__Direction__
Reproduce the material word for word; the images stay out.

----- Source excerpt -----

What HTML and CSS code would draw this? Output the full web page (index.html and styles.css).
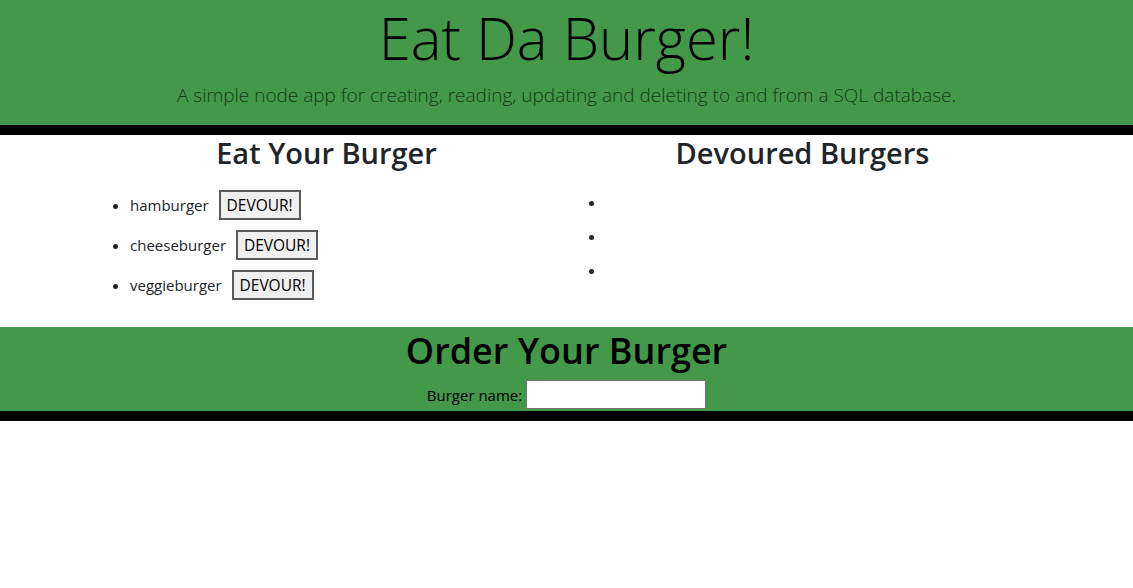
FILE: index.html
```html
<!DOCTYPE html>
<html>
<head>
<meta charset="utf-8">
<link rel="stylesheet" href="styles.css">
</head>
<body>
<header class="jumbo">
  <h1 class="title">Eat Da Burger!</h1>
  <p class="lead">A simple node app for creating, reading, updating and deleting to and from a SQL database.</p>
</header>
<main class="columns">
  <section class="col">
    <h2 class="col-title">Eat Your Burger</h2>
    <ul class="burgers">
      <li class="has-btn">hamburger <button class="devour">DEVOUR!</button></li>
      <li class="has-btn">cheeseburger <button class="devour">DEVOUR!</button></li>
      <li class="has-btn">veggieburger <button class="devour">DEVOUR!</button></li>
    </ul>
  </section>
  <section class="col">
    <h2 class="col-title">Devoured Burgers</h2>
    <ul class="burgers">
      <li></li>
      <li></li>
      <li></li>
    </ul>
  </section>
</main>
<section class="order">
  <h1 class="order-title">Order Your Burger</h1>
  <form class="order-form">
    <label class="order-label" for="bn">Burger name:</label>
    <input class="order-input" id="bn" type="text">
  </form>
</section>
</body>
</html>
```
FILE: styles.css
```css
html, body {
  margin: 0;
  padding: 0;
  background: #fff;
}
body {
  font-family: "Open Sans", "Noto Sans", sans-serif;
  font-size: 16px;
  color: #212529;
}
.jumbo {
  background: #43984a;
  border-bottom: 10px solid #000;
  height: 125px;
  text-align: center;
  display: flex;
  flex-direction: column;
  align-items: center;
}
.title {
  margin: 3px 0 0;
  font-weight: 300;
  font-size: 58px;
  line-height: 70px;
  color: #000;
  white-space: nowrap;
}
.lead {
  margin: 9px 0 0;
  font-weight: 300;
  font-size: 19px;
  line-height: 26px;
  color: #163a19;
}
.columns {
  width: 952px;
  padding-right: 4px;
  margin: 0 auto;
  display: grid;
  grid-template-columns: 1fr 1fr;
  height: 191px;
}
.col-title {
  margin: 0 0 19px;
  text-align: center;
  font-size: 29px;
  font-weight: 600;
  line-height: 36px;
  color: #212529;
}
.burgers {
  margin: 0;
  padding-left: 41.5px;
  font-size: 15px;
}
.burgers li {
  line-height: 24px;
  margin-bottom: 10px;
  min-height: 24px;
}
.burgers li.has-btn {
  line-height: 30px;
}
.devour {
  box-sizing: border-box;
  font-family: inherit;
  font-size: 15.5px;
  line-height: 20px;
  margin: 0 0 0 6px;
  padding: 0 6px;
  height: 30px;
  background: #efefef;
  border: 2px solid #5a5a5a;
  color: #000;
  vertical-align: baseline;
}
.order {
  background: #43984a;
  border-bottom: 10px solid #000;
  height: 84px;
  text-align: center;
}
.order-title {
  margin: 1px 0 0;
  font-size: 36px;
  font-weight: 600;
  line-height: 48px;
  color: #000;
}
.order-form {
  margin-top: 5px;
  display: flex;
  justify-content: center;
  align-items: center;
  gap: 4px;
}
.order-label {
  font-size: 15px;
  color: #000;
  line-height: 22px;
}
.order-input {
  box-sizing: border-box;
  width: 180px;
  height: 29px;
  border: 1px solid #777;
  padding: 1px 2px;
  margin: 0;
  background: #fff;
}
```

-----

__Answer to this exercise__
What HTML and CSS code would draw this? Output the full web page (index.html and styles.css).
FILE: index.html
```html
<!DOCTYPE html>
<html>
<head>
<meta charset="utf-8">
<link rel="stylesheet" href="styles.css">
</head>
<body>
<header class="jumbo">
  <h1 class="title">Eat Da Burger!</h1>
  <p class="lead">A simple node app for creating, reading, updating and deleting to and from a SQL database.</p>
</header>
<main class="columns">
  <section class="col">
    <h2 class="col-title">Eat Your Burger</h2>
    <ul class="burgers">
      <li class="has-btn">hamburger <button class="devour">DEVOUR!</button></li>
      <li class="has-btn">cheeseburger <button class="devour">DEVOUR!</button></li>
      <li class="has-btn">veggieburger <button class="devour">DEVOUR!</button></li>
    </ul>
  </section>
  <section class="col">
    <h2 class="col-title">Devoured Burgers</h2>
    <ul class="burgers">
      <li></li>
      <li></li>
      <li></li>
    </ul>
  </section>
</main>
<section class="order">
  <h1 class="order-title">Order Your Burger</h1>
  <form class="order-form">
    <label class="order-label" for="bn">Burger name:</label>
    <input class="order-input" id="bn" type="text">
  </form>
</section>
</body>
</html>
```
FILE: styles.css
```css
html, body {
  margin: 0;
  padding: 0;
  background: #fff;
}
body {
  font-family: "Open Sans", "Noto Sans", sans-serif;
  font-size: 16px;
  color: #212529;
}
.jumbo {
  background: #43984a;
  border-bottom: 10px solid #000;
  height: 125px;
  text-align: center;
  display: flex;
  flex-direction: column;
  align-items: center;
}
.title {
  margin: 3px 0 0;
  font-weight: 300;
  font-size: 58px;
  line-height: 70px;
  color: #000;
  white-space: nowrap;
}
.lead {
  margin: 9px 0 0;
  font-weight: 300;
  font-size: 19px;
  line-height: 26px;
  color: #163a19;
}
.columns {
  width: 952px;
  padding-right: 4px;
  margin: 0 auto;
  display: grid;
  grid-template-columns: 1fr 1fr;
  height: 191px;
}
.col-title {
  margin: 0 0 19px;
  text-align: center;
  font-size: 29px;
  font-weight: 600;
  line-height: 36px;
  color: #212529;
}
.burgers {
  margin: 0;
  padding-left: 41.5px;
  font-size: 15px;
}
.burgers li {
  line-height: 24px;
  margin-bottom: 10px;
  min-height: 24px;
}
.burgers li.has-btn {
  line-height: 30px;
}
.devour {
  box-sizing: border-box;
  font-family: inherit;
  font-size: 15.5px;
  line-height: 20px;
  margin: 0 0 0 6px;
  padding: 0 6px;
  height: 30px;
  background: #efefef;
  border: 2px solid #5a5a5a;
  color: #000;
  vertical-align: baseline;
}
.order {
  background: #43984a;
  border-bottom: 10px solid #000;
  height: 84px;
  text-align: center;
}
.order-title {
  margin: 1px 0 0;
  font-size: 36px;
  font-weight: 600;
  line-height: 48px;
  color: #000;
}
.order-form {
  margin-top: 5px;
  display: flex;
  justify-content: center;
  align-items: center;
  gap: 4px;
}
.order-label {
  font-size: 15px;
  color: #000;
  line-height: 22px;
}
.order-input {
  box-sizing: border-box;
  width: 180px;
  height: 29px;
  border: 1px solid #777;
  padding: 1px 2px;
  margin: 0;
  background: #fff;
}
```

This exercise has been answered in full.